Diffusion Transformer-based Universal Dose Denoising for Pencil Beam Scanning Proton Therapy

TL;DR

This paper introduces a diffusion transformer-based denoising method that enhances the accuracy of low-statistics Monte Carlo dose maps in proton therapy, enabling faster and reliable dose calculations across various cancer sites.

Contribution

A novel diffusion transformer framework for denoising MC dose maps, improving speed and accuracy in proton therapy dose calculation across multiple cancer types.

Findings

Achieved low MAE and high gamma passing rates across all tested sites.

Model generalized well from head and neck to other cancer sites.

Close agreement of DVH indices with ground truth.

Abstract

Purpose: Intensity-modulated proton therapy (IMPT) offers precise tumor coverage while sparing organs at risk (OARs) in head and neck (H&N) cancer.
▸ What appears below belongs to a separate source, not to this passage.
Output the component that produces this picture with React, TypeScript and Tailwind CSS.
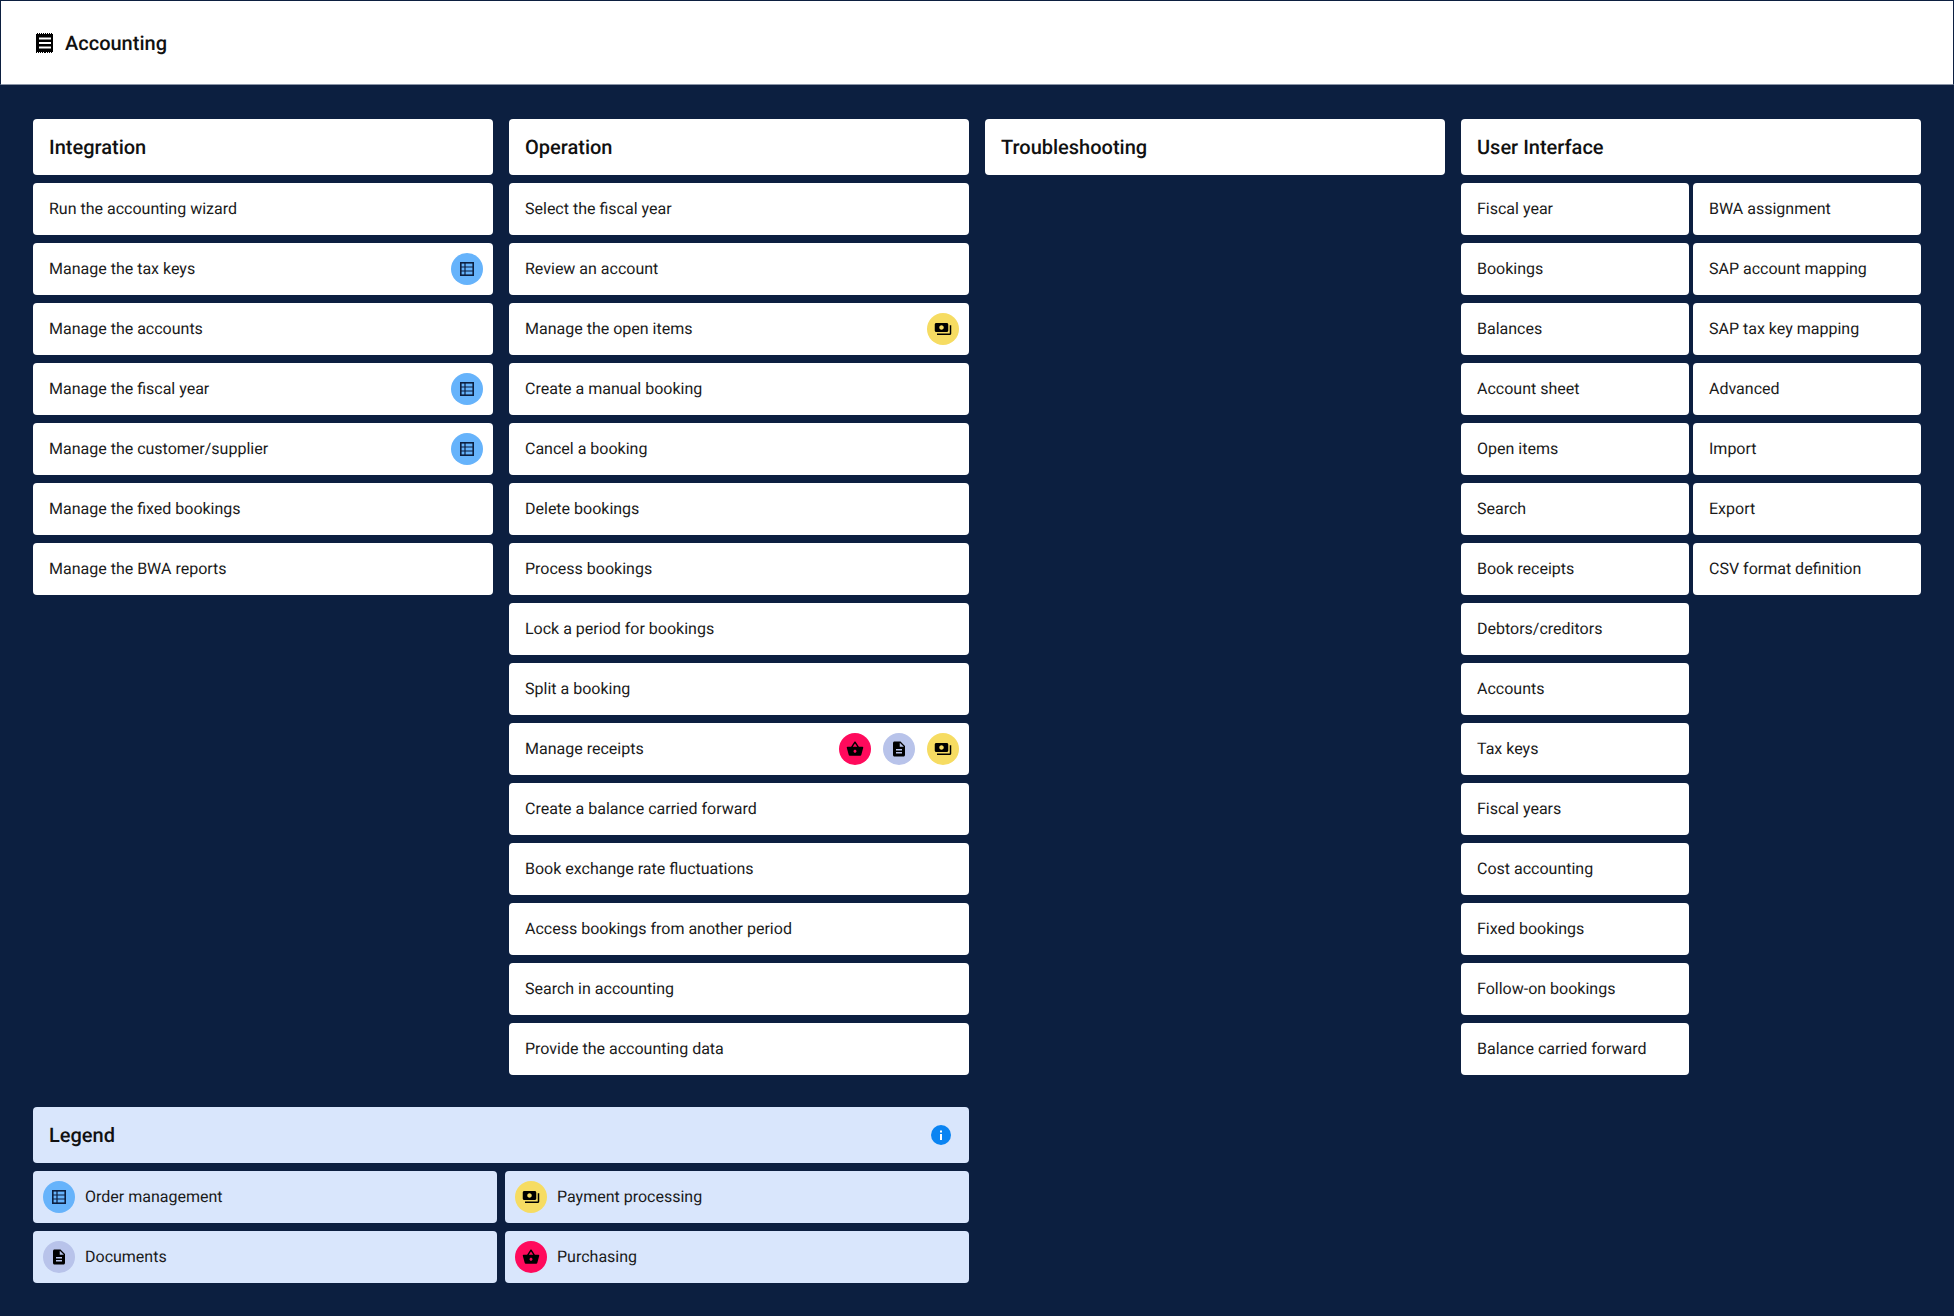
import React from 'react';

const font = 'font-["Roboto",_"Liberation_Sans",_sans-serif]';

type IconKind = 'orders' | 'payment' | 'documents' | 'purchasing';

const TableIcon = () => (
  <svg width="14" height="14" viewBox="0 0 14 14">
    <rect x="0.8" y="0.8" width="12.4" height="12.4" fill="none" stroke="#0c1f40" strokeWidth="1.6" />
    <path d="M5 1v12M1 5h12M1 9h12" stroke="#0c1f40" strokeWidth="1.2" fill="none" />
  </svg>
);

const MoneyIcon = () => (
  <svg width="18" height="18" viewBox="0 0 24 24" fill="#000">
    <path d="M19 14V6c0-1.1-.9-2-2-2H3c-1.1 0-2 .9-2 2v8c0 1.1.9 2 2 2h14c1.1 0 2-.9 2-2zm-9-1c-1.66 0-3-1.34-3-3s1.34-3 3-3 3 1.34 3 3-1.34 3-3 3zm13-6v11c0 1.1-.9 2-2 2H4v-2h17V7h2z" />
  </svg>
);

const DocIcon = () => (
  <svg width="18" height="18" viewBox="0 0 24 24" fill="#000">
    <path d="M14 2H6c-1.1 0-2 .9-2 2v16c0 1.1.9 2 2 2h12c1.1 0 2-.9 2-2V8l-6-6zm2 16H8v-2h8v2zm0-4H8v-2h8v2zm-3-5V3.5L18.5 9H13z" />
  </svg>
);

const BasketIcon = () => (
  <svg width="18" height="18" viewBox="0 0 24 24" fill="#000">
    <path d="M17.21 9l-4.38-6.56c-.19-.28-.51-.42-.83-.42-.32 0-.64.14-.83.43L6.79 9H2c-.55 0-1 .45-1 1 0 .09.01.18.04.27l2.54 9.27c.23.84 1 1.46 1.92 1.46h13c.92 0 1.69-.62 1.93-1.46l2.54-9.27L23 10c0-.55-.45-1-1-1h-4.79zM9 9l3-4.4L15 9H9zm3 8c-1.1 0-2-.9-2-2s.9-2 2-2 2 .9 2 2-.9 2-2 2z" />
  </svg>
);

const InfoIcon = () => (
  <svg width="20" height="20" viewBox="0 0 20 20">
    <circle cx="10" cy="10" r="10" fill="#0a84f2" />
    <rect x="9" y="9" width="2" height="6" fill="#fff" />
    <rect x="9" y="5.5" width="2" height="2" fill="#fff" />
  </svg>
);

const ReceiptIcon = () => (
  <svg width="18" height="20" viewBox="0 0 18 20" className="shrink-0">
    <path
      d="M0 1h1V0h1v1h1V0h1v1h1V0h1v1h1V0h1v1h1V0h1v1h1V0h1v1h1V0h1v1h1V0h1v1h1v18h-1v1h-1v-1h-1v1h-1v-1h-1v1h-1v-1h-1v1h-1v-1H9v1H8v-1H7v1H6v-1H5v1H4v-1H3v1H2v-1H1v1H0z"
      fill="#000"
    />
    <path d="M3 4.5h12v2H3zM3 9h12v2H3zM3 13.5h12v2H3z" fill="#fff" />
  </svg>
);

const Badge = ({ kind }: { kind: IconKind }) => {
  if (kind === 'orders') {
    return (
      <span className="w-8 h-8 rounded-full bg-[#66b3fb] flex items-center justify-center shrink-0">
        <TableIcon />
      </span>
    );
  }
  if (kind === 'payment') {
    return (
      <span className="w-8 h-8 rounded-full bg-[#f6dc62] flex items-center justify-center shrink-0">
        <MoneyIcon />
      </span>
    );
  }
  if (kind === 'documents') {
    return (
      <span className="w-8 h-8 rounded-full bg-[#b8c3ea] flex items-center justify-center shrink-0">
        <DocIcon />
      </span>
    );
  }
  return (
    <span className="w-8 h-8 rounded-full bg-[#ff0a5c] flex items-center justify-center shrink-0">
      <BasketIcon />
    </span>
  );
};

const ColumnTitle = ({ title }: { title: string }) => (
  <div className="h-14 rounded bg-white flex items-center px-4 text-xl font-medium text-[#111]">{title}</div>
);

const Row = ({ label, icons = [] }: { label: string; icons?: IconKind[] }) => (
  <div className="h-[52px] rounded bg-white flex items-center justify-between pl-4 pr-2.5 text-base text-[#1a1a1a]">
    <span>{label}</span>
    {icons.length > 0 && (
      <div className="flex items-center gap-3">
        {icons.map((kind) => (
          <Badge key={kind} kind={kind} />
        ))}
      </div>
    )}
  </div>
);

const LegendItem = ({ kind, label }: { kind: IconKind; label: string }) => (
  <div className="h-[52px] rounded bg-[#d9e6fc] flex items-center gap-2.5 px-2.5 text-base text-[#1a1a1a]">
    <Badge kind={kind} />
    <span>{label}</span>
  </div>
);

const integration: { label: string; icons?: IconKind[] }[] = [
  { label: 'Run the accounting wizard' },
  { label: 'Manage the tax keys', icons: ['orders'] },
  { label: 'Manage the accounts' },
  { label: 'Manage the fiscal year', icons: ['orders'] },
  { label: 'Manage the customer/supplier', icons: ['orders'] },
  { label: 'Manage the fixed bookings' },
  { label: 'Manage the BWA reports' },
];

const operation: { label: string; icons?: IconKind[] }[] = [
  { label: 'Select the fiscal year' },
  { label: 'Review an account' },
  { label: 'Manage the open items', icons: ['payment'] },
  { label: 'Create a manual booking' },
  { label: 'Cancel a booking' },
  { label: 'Delete bookings' },
  { label: 'Process bookings' },
  { label: 'Lock a period for bookings' },
  { label: 'Split a booking' },
  { label: 'Manage receipts', icons: ['purchasing', 'documents', 'payment'] },
  { label: 'Create a balance carried forward' },
  { label: 'Book exchange rate fluctuations' },
  { label: 'Access bookings from another period' },
  { label: 'Search in accounting' },
  { label: 'Provide the accounting data' },
];

const interfaceMain = [
  'Fiscal year',
  'Bookings',
  'Balances',
  'Account sheet',
  'Open items',
  'Search',
  'Book receipts',
  'Debtors/creditors',
  'Accounts',
  'Tax keys',
  'Fiscal years',
  'Cost accounting',
  'Fixed bookings',
  'Follow-on bookings',
  'Balance carried forward',
];

const interfaceSide = [
  'BWA assignment',
  'SAP account mapping',
  'SAP tax key mapping',
  'Advanced',
  'Import',
  'Export',
  'CSV format definition',
];

export default function App() {
  return (
    <div className={`${font} min-h-[1316px] bg-[#0c1f40] antialiased [text-rendering:geometricPrecision]`}>
      <header className="h-[85px] bg-white border border-[#0c1f40] border-b-[#8a94a6] flex items-center gap-[11px] pl-[35px] text-xl font-medium text-[#111]">
        <ReceiptIcon />
        <span>Accounting</span>
      </header>

      <main className="px-[33px] pt-[34px] pb-[33px]">
        <div className="grid grid-cols-4 gap-4">
          <section className="flex flex-col gap-2">
            <ColumnTitle title="Integration" />
            {integration.map((item) => (
              <Row key={item.label} label={item.label} icons={item.icons} />
            ))}
          </section>

          <section className="flex flex-col gap-2">
            <ColumnTitle title="Operation" />
            {operation.map((item) => (
              <Row key={item.label} label={item.label} icons={item.icons} />
            ))}
          </section>

          <section className="flex flex-col gap-2">
            <ColumnTitle title="Troubleshooting" />
          </section>

          <section className="flex flex-col gap-2">
            <ColumnTitle title="User Interface" />
            <div className="grid grid-cols-2 gap-1 items-start">
              <div className="flex flex-col gap-2">
                {interfaceMain.map((label) => (
                  <Row key={label} label={label} />
                ))}
              </div>
              <div className="flex flex-col gap-2">
                {interfaceSide.map((label) => (
                  <Row key={label} label={label} />
                ))}
              </div>
            </div>
          </section>
        </div>

        <div className="grid grid-cols-4 gap-4 mt-8">
          <section className="col-span-2 flex flex-col gap-2">
            <div className="h-14 rounded bg-[#d9e6fc] flex items-center justify-between pl-4 pr-[18px] text-xl font-medium text-[#111]">
              <span>Legend</span>
              <InfoIcon />
            </div>
            <div className="grid grid-cols-2 gap-2">
              <LegendItem kind="orders" label="Order management" />
              <LegendItem kind="payment" label="Payment processing" />
              <LegendItem kind="documents" label="Documents" />
              <LegendItem kind="purchasing" label="Purchasing" />
            </div>
          </section>
        </div>
      </main>
    </div>
  );
}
However, its sensitivity to anatomical changes requires frequent adaptation through online adaptive radiation therapy (oART), which depends on fast, accurate dose calculation via Monte Carlo (MC) simulations. Reducing particle count accelerates MC but degrades accuracy. To address this, denoising low-statistics MC dose maps is proposed to enable fast, high-quality dose generation. Methods: We developed a diffusion transformer-based denoising framework. IMPT plans and 3D CT images from 80 H&N patients were used to generate noisy and high-statistics dose maps using MCsquare (1 min and 10 min per plan, respectively). Data were standardized into uniform chunks with zero-padding, normalized, and transformed into quasi-Gaussian distributions. Testing was done on 10 H&N, 10 lung, 10 breast, and 10 prostate cancer cases, preprocessed identically. The model was trained with noisy dose maps and CT images as input and high-statistics dose maps as ground truth, using a combined loss of mean square error (MSE), residual loss, and regional MAE (focusing on top/bottom 10% dose voxels). Performance was assessed via MAE, 3D Gamma passing rate, and DVH indices. Results: The model achieved MAEs of 0.195 (H&N), 0.120 (lung), 0.172 (breast), and 0.376 Gy[RBE] (prostate). 3D Gamma passing rates exceeded 92% (3%/2mm) across all sites. DVH indices for clinical target volumes (CTVs) and OARs closely matched the ground truth. Conclusion: A diffusion transformer-based denoising framework was developed and, though trained only on H&N data, generalizes well across multiple disease sites.